1. Relatives of victims of Sewol ferry disaster protesting outside Gwangju District Court, where ferry crew are having a preliminary hearing, police guard the court
2. Relatives sitting on road during protest
3. Relatives holding placards reading (Korean) "Our children wait for you murderers," and "Our children's souls are watching you"
4. Various of representative of Sewol victims' families Kim Byung-kwon chanting (Korean) "Come out if you are not ashamed, come out"
5. Kim speaking to media outside court
6. SOUNDBITE (Korean) Kim Byung-kwon, representative of Sewol victims' families:
"If they do not get the death penalty, it would be nonsense that they can walk freely in our country. They do not deserve to walk freely in our country."
7. Gwangju Regional Court Judge and spokesman Hahn Jee-hyung walking in to news briefing
8. Wide of conference room
9. SOUNDBITE (Korean) Hahn Jee-hyung, Gwangju District Court Judge and spokesman:
"Generally there were assertions that the crew members did not have the intention to murder or to escape. In the case of the Captain (Lee Joon-seok), he claims he announced the order to abandon the ship before he got out of the ferry.
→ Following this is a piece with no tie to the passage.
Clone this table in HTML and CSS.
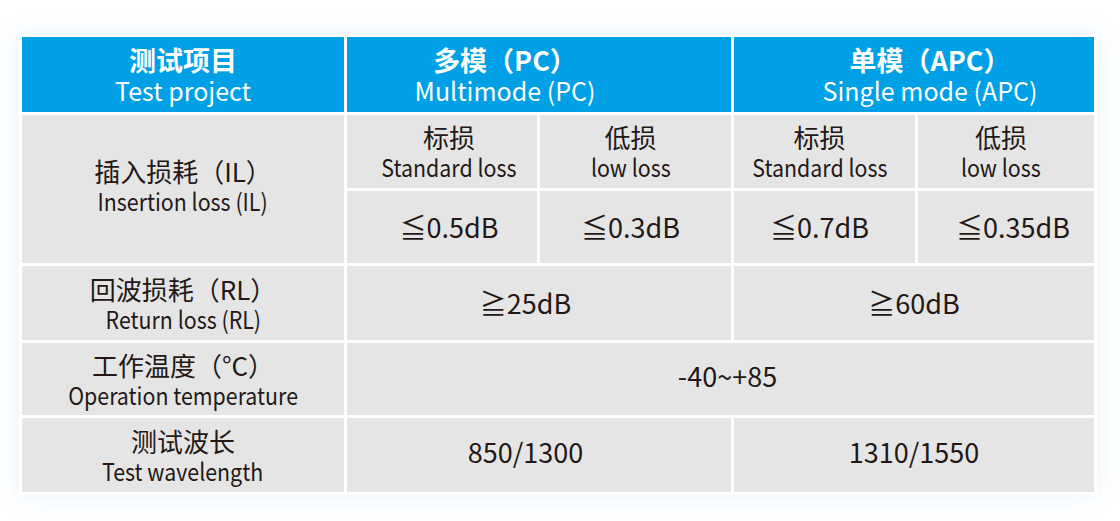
FILE: index.html
```html
<!DOCTYPE html>
<html lang="zh">
<head>
<meta charset="utf-8">
<title>测试项目</title>
<link rel="stylesheet" href="styles.css">
</head>
<body>
<div class="page">
  <div class="card">
    <div class="spec">
      <div class="cell head"><span class="zh">测试项目</span><span class="en">Test project</span></div>
      <div class="cell head span2 nudge-l3"><span class="zh">多模（PC）</span><span class="en">Multimode (PC)</span></div>
      <div class="cell head span2 nudge-r2"><span class="zh">单模（APC）</span><span class="en">Single mode (APC)</span></div>

      <div class="cell label rows2"><span class="zh">插入损耗（IL）</span><span class="en">Insertion loss (IL)</span></div>
      <div class="cell nudge-r1"><span class="zh">标损</span><span class="en">Standard loss</span></div>
      <div class="cell nudge-l1"><span class="zh">低损</span><span class="en">low loss</span></div>
      <div class="cell nudge-l1"><span class="zh">标损</span><span class="en">Standard loss</span></div>
      <div class="cell nudge-l1"><span class="zh">低损</span><span class="en">low loss</span></div>
      <div class="cell val nudge-r1">≦0.5dB</div>
      <div class="cell val nudge-l1">≦0.3dB</div>
      <div class="cell val nudge-l1">≦0.7dB</div>
      <div class="cell val nudge-r1">≦0.35dB</div>

      <div class="cell label"><span class="zh">回波损耗（RL）</span><span class="en">Return loss (RL)</span></div>
      <div class="cell val span2 nudge-l2">≧25dB</div>
      <div class="cell val span2">≧60dB</div>

      <div class="cell label"><span class="zh">工作温度（°C）</span><span class="en">Operation temperature</span></div>
      <div class="cell val span4 nudge-r1 lift">-40~+85</div>

      <div class="cell label"><span class="zh">测试波长</span><span class="en">Test wavelength</span></div>
      <div class="cell val span2 nudge-l2 lift">850/1300</div>
      <div class="cell val span2 lift">1310/1550</div>
    </div>
  </div>
</div>
</body>
</html>
```

FILE: styles.css
```css
html, body {
  margin: 0;
  padding: 0;
  background: #ffffff;
}
body {
  width: 1120px;
  height: 521px;
  overflow: hidden;
  font-family: "Noto Sans CJK SC", "Noto Sans", sans-serif;
  color: #231815;
}
.page {
  padding: 34px 0 0 19px;
}
.card {
  width: 1078px;
  padding: 3px;
  box-sizing: border-box;
  background: #ffffff;
  box-shadow: 0 0 24px rgba(60, 150, 220, 0.12);
}
.spec {
  display: grid;
  grid-template-columns: 322px 190px 191px 181px 176px;
  grid-template-rows: 75px 73px 72px 74px 72px 74px;
  gap: 3px;
}
.cell {
  background: #e5e5e5;
  display: flex;
  flex-direction: column;
  align-items: center;
  justify-content: center;
  text-align: center;
  line-height: 30px;
  box-sizing: border-box;
}
.cell .zh {
  font-size: 26px;
}
.cell .en {
  display: inline-block;
  font-size: 24px;
  white-space: nowrap;
  transform: scaleX(0.89);
}
.head {
  background: #00a0e6;
  color: #ffffff;
}
.head .zh {
  font-weight: 700;
  font-size: 27px;
}
.head .en {
  font-size: 25px;
  transform: none;
}
.label {
  padding-top: 2px;
}
.label.rows2 {
  padding-top: 0;
  padding-bottom: 6px;
}
.val {
  font-size: 27px;
}
.lift {
  padding-bottom: 6px;
}
.span2 { grid-column: span 2; }
.span4 { grid-column: span 4; }
.rows2 { grid-row: span 2; }

.nudge-l3 { padding-right: 68px; }
.nudge-r2 { padding-left: 32px; }
.nudge-l2 { padding-right: 27px; }
.nudge-r1 { padding-left: 14px; }
.nudge-l1 { padding-right: 10px; }
```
As for the accused (crew members) Park and Oh, they said they tried to open up the life boat on board the ship and after getting out of the ferry they had been helping with the rescue of passengers along with the Coast Guard."
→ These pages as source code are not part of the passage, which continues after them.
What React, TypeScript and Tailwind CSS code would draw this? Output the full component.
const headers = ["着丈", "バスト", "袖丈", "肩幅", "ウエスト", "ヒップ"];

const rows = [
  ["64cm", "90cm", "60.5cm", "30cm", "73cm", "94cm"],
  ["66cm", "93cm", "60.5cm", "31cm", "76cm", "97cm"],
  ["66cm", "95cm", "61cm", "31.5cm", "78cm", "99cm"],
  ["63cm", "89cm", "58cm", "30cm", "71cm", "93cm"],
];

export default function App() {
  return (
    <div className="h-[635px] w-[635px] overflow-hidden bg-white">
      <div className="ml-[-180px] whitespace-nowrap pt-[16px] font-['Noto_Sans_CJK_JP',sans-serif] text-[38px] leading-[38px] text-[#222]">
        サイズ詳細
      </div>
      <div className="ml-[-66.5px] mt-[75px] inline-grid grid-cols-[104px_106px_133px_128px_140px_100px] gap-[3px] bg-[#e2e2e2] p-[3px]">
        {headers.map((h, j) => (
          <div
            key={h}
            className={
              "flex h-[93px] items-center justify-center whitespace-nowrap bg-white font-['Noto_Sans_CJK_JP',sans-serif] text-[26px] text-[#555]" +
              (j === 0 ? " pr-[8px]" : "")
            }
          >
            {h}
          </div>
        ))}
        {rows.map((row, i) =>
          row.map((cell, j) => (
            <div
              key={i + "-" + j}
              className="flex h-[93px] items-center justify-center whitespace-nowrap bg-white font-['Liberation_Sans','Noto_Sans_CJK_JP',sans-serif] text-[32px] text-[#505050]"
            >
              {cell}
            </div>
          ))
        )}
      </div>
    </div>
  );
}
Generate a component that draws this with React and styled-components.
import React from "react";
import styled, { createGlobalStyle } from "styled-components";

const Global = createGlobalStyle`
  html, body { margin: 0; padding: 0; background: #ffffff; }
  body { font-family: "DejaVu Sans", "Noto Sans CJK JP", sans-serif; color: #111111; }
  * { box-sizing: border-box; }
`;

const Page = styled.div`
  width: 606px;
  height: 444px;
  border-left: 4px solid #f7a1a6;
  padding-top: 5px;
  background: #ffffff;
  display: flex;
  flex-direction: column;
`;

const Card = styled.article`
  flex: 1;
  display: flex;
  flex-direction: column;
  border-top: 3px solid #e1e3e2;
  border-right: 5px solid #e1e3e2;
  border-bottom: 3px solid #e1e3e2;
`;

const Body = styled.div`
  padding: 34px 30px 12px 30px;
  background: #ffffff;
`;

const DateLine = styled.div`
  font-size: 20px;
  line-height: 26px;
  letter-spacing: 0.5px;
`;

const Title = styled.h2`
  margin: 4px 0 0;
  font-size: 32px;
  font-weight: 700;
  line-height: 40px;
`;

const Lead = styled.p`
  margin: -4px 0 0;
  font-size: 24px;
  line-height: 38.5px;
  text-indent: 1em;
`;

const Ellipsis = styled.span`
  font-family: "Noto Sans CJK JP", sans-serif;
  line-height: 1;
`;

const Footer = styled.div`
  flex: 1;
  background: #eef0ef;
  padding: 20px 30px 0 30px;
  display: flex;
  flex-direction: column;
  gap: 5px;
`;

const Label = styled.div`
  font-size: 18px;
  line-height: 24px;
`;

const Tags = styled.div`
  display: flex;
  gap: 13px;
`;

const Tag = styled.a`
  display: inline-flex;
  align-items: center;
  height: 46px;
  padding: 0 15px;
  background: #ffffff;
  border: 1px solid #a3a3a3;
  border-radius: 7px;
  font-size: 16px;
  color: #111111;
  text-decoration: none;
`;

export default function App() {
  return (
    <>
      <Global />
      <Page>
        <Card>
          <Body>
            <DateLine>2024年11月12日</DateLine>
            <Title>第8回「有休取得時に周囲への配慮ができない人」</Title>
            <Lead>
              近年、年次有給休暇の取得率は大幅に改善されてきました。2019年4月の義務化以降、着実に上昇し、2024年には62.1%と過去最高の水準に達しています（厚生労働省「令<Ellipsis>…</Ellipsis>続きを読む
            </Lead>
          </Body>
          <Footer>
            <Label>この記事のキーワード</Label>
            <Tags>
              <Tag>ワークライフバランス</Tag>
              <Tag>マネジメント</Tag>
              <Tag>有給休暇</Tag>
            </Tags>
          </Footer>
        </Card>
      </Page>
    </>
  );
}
Fifteen crew members from the sunken South Korean ferry pleaded their case at a district court in South Korea on Tuesday, while the families of the hundreds of people who died in the disaster protested outside.
Kim Byung-kwon, the representative of the families of the victims, called for the death penalty for the crew of the Sewol.
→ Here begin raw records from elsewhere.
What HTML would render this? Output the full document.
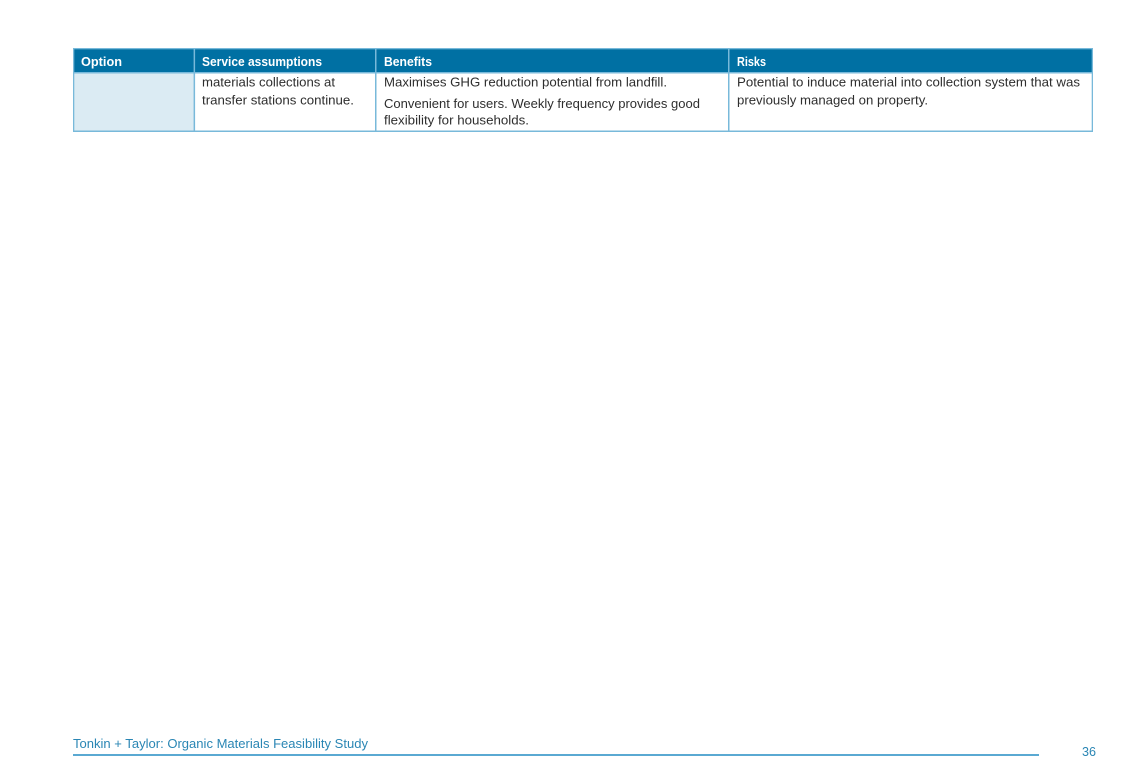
<!DOCTYPE html>
<html lang="en">
<head>
<meta charset="utf-8">
<title>Tonkin + Taylor: Organic Materials Feasibility Study</title>
<style>
html,body{margin:0;padding:0;background:#fff;width:1133px;height:783px;overflow:hidden}
svg{display:block}
text{font-family:"Liberation Sans",Arial,sans-serif;font-size:13px;fill:#2e2e2e}
.h{font-weight:bold;fill:#fff}
.f{fill:#2a86b4}
</style>
</head>
<body>
<svg width="1133" height="783" viewBox="0 0 1133 783" xmlns="http://www.w3.org/2000/svg">
<rect x="73" y="49" width="1019" height="24" fill="#0070a3"/>
<rect x="74" y="73" width="120" height="58" fill="#dbebf3"/>
<g fill="#78b9da">
<rect x="73" y="48" width="1020" height="1.3"/>
<rect x="73" y="72" width="1020" height="1.5"/>
<rect x="73" y="130.5" width="1020" height="1.5"/>
<rect x="73" y="48" width="1.3" height="84"/>
<rect x="193.6" y="48" width="1.5" height="84"/>
<rect x="375" y="48" width="1.5" height="84"/>
<rect x="728" y="48" width="1.5" height="84"/>
<rect x="1091.7" y="48" width="1.3" height="84"/>
</g>
<text class="h" x="81" y="66" textLength="41" lengthAdjust="spacingAndGlyphs">Option</text>
<text class="h" x="202" y="66" textLength="120" lengthAdjust="spacingAndGlyphs">Service assumptions</text>
<text class="h" x="384" y="66" textLength="48" lengthAdjust="spacingAndGlyphs">Benefits</text>
<text class="h" x="737" y="66" textLength="29" lengthAdjust="spacingAndGlyphs">Risks</text>

<text x="202" y="86.6" textLength="133" lengthAdjust="spacingAndGlyphs">materials collections at</text>
<text x="202" y="104.6" textLength="152" lengthAdjust="spacingAndGlyphs">transfer stations continue.</text>
<text x="384" y="86.6" textLength="283" lengthAdjust="spacingAndGlyphs">Maximises GHG reduction potential from landfill.</text>
<text x="384" y="108" textLength="316" lengthAdjust="spacingAndGlyphs">Convenient for users. Weekly frequency provides good</text>
<text x="384" y="124.4" textLength="145" lengthAdjust="spacingAndGlyphs">flexibility for households.</text>
<text x="737" y="86.6" textLength="343" lengthAdjust="spacingAndGlyphs">Potential to induce material into collection system that was</text>
<text x="737" y="104.6" textLength="191" lengthAdjust="spacingAndGlyphs">previously managed on property.</text>

<text class="f" x="73" y="748" textLength="295" lengthAdjust="spacingAndGlyphs">Tonkin + Taylor: Organic Materials Feasibility Study</text>
<rect x="73" y="754" width="966" height="2" fill="#5aa9d2"/>
<text class="f" x="1082" y="756" textLength="14" lengthAdjust="spacingAndGlyphs">36</text>
</svg>
</body>
</html>
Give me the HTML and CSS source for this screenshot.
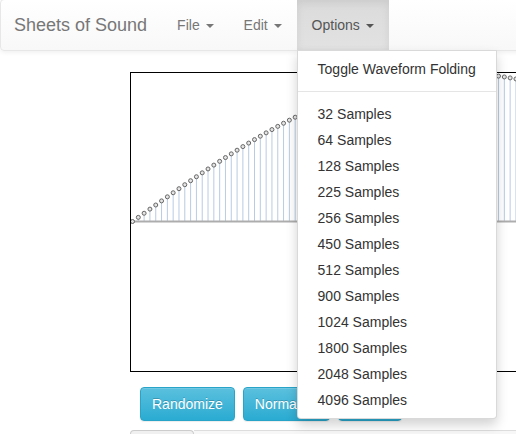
FILE: index.html
```html
<!DOCTYPE html>
<html>
<head>
<meta charset="utf-8">
<title>Sheets of Sound</title>
<link rel="stylesheet" href="styles.css">
</head>
<body>
<nav class="navbar">
  <a class="brand" href="#">Sheets of Sound</a>
  <ul class="nav">
    <li class="nav-item"><a class="nav-link" href="#">File <span class="caret"></span></a></li>
    <li class="nav-item"><a class="nav-link" href="#">Edit <span class="caret"></span></a></li>
    <li class="nav-item open"><a class="nav-link" href="#">Options <span class="caret"></span></a>
      <ul class="dropdown-menu">
        <li><a class="dd-item" href="#">Toggle Waveform Folding</a></li>
        <li class="divider"></li>
        <li><a class="dd-item" href="#">32 Samples</a></li>
        <li><a class="dd-item" href="#">64 Samples</a></li>
        <li><a class="dd-item" href="#">128 Samples</a></li>
        <li><a class="dd-item" href="#">225 Samples</a></li>
        <li><a class="dd-item" href="#">256 Samples</a></li>
        <li><a class="dd-item" href="#">450 Samples</a></li>
        <li><a class="dd-item" href="#">512 Samples</a></li>
        <li><a class="dd-item" href="#">900 Samples</a></li>
        <li><a class="dd-item" href="#">1024 Samples</a></li>
        <li><a class="dd-item" href="#">1800 Samples</a></li>
        <li><a class="dd-item" href="#">2048 Samples</a></li>
        <li><a class="dd-item" href="#">4096 Samples</a></li>
      </ul>
    </li>
  </ul>
</nav>
<main class="main">
  <div class="wave-box">
    <svg id="wave" class="wave" width="512" height="298" viewBox="0 0 512 298" xmlns="http://www.w3.org/2000/svg"></svg>
  </div>
  <div class="btn-row">
    <button class="btn">Randomize</button>
    <button class="btn">Normalize</button>
    <button class="btn">Export</button>
  </div>
  <div class="tabs">
    <div class="tab"></div>
    <div class="tab-rest"></div>
  </div>
</main>
<script src="script.js"></script>
</body>
</html>
```
FILE: styles.css
```css
html, body {
  margin: 0;
  padding: 0;
  overflow: hidden;
}
body {
  font-family: "Liberation Sans", Helvetica, Arial, sans-serif;
  font-size: 14px;
  line-height: 20px;
  color: #333;
  background: #fff;
}
a { text-decoration: none; }

.navbar {
  display: flex;
  align-items: stretch;
  height: 50px;
  margin-top: -1px;
  width: 560px;
  border: 1px solid #e7e7e7;
  border-radius: 4px;
  background-image: linear-gradient(to bottom, #fff 0, #f8f8f8 100%);
  box-shadow: inset 0 1px 0 rgba(255,255,255,.15), 0 1px 5px rgba(0,0,0,.075);
  position: relative;
  z-index: 10;
}
.brand {
  font-size: 18px;
  line-height: 20px;
  padding: 15px 15px 15px 13px;
  color: #777;
}
.nav {
  display: flex;
  list-style: none;
  margin: 0;
  padding: 0;
}
.nav-item {
  position: relative;
}
.nav-link {
  display: block;
  padding: 15px;
  line-height: 20px;
  color: #777;
}
.open > .nav-link {
  color: #555;
  background-image: linear-gradient(to bottom, #dbdbdb 0, #e2e2e2 100%);
  box-shadow: inset 0 3px 9px rgba(0,0,0,.075);
}
.caret {
  display: inline-block;
  width: 0;
  height: 0;
  margin-left: 2px;
  vertical-align: middle;
  border-top: 4px solid;
  border-right: 4px solid transparent;
  border-left: 4px solid transparent;
}
.dropdown-menu {
  position: absolute;
  top: 100%;
  left: 0;
  width: 198px;
  margin: 0;
  padding: 5px 0;
  list-style: none;
  background: #fff;
  border: 1px solid rgba(0,0,0,.15);
  border-radius: 0 0 4px 4px;
  box-shadow: 0 6px 12px rgba(0,0,0,.175);
}
.dd-item {
  display: block;
  padding: 3px 20px;
  line-height: 20px;
  color: #333;
  white-space: nowrap;
}
.divider {
  height: 1px;
  margin: 9px 0;
  background: #e5e5e5;
}

.main {
  margin-top: 21px;
  padding-left: 130px;
  overflow: hidden;
}
.wave-box {
  width: 512px;
  height: 298px;
  border: 1px solid #000;
}
.wave { display: block; }
.btn-row {
  display: flex;
  gap: 8px;
  margin-top: 15px;
  padding-left: 10px;
}
.btn {
  font-family: inherit;
  font-size: 14px;
  line-height: 20px;
  padding: 6px 11px;
  color: #fff;
  text-shadow: 0 -1px 0 rgba(0,0,0,.2);
  background-image: linear-gradient(to bottom, #5bc0de 0, #2aabd2 100%);
  border: 1px solid #28a4c9;
  border-radius: 4px;
  box-shadow: inset 0 1px 0 rgba(255,255,255,.15), 0 1px 1px rgba(0,0,0,.075);
}
.tabs {
  display: flex;
  margin-top: 9px;
  height: 10px;
}
.tab {
  width: 62px;
  border: 1px solid #ccc;
  border-bottom: none;
  border-radius: 4px 4px 0 0;
  background: #f0f0f0;
}
.tab-rest {
  flex: 1;
  border-top: 1px solid #ddd;
  background: #f7f7f7;
}
```
FILE: script.js
```js
(function () {
  var svg = document.getElementById('wave');
  var NS = 'http://www.w3.org/2000/svg';
  var W = 512, zero = 148.5, amp = 148, dx = 5.81, x0 = 1.5, period = 225;
  var pts = [];
  for (var i = 0; x0 + i * dx < W + 3; i++) {
    var x = x0 + i * dx;
    var y = zero - amp * Math.sin(2 * Math.PI * i / period);
    pts.push([x, y]);
  }
  function el(name, attrs) {
    var e = document.createElementNS(NS, name);
    for (var k in attrs) e.setAttribute(k, attrs[k]);
    svg.appendChild(e);
    return e;
  }
  pts.forEach(function (p) {
    el('line', { x1: p[0], y1: p[1], x2: p[0], y2: zero, stroke: '#b9cbe3', 'stroke-width': 1 });
  });
  el('line', { x1: 0, y1: zero, x2: W, y2: zero, stroke: '#adadad', 'stroke-width': 2 });
  pts.forEach(function (p) {
    el('circle', { cx: p[0], cy: p[1], r: 2, fill: '#e4e4e4', stroke: '#666', 'stroke-width': 1 });
  });
})();
```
The Captain (Lee Joon-seok) and three other crew members are charged with homicide - a charge that could carry the death penalty, though South Korea has not
executed anyone since late 1997.
Prosecutors accuse them of tacitly colluding to abandon the ship while being aware that the passengers would be trapped and killed when the ship sank.
All surviving crew members responsible for the ship's navigation have been charged with negligence and with failing to do their duty to protect passengers.
The captain's lawyer said the factors that caused the sinking couldn't be controlled by a captain who operated the ferry only six days a month as a contract worker.
The lawyer said the captain didn't flee the ship, tried to correct the ferry's balance and asked people to wear life vests, even though he was injured.
Members of the crew have claimed that after evacuating the ship they stayed with the Coast Guard and helped to rescue the passengers.
Nearly two months after the sinking, 292 bodies have been recovered and 12 people are still missing.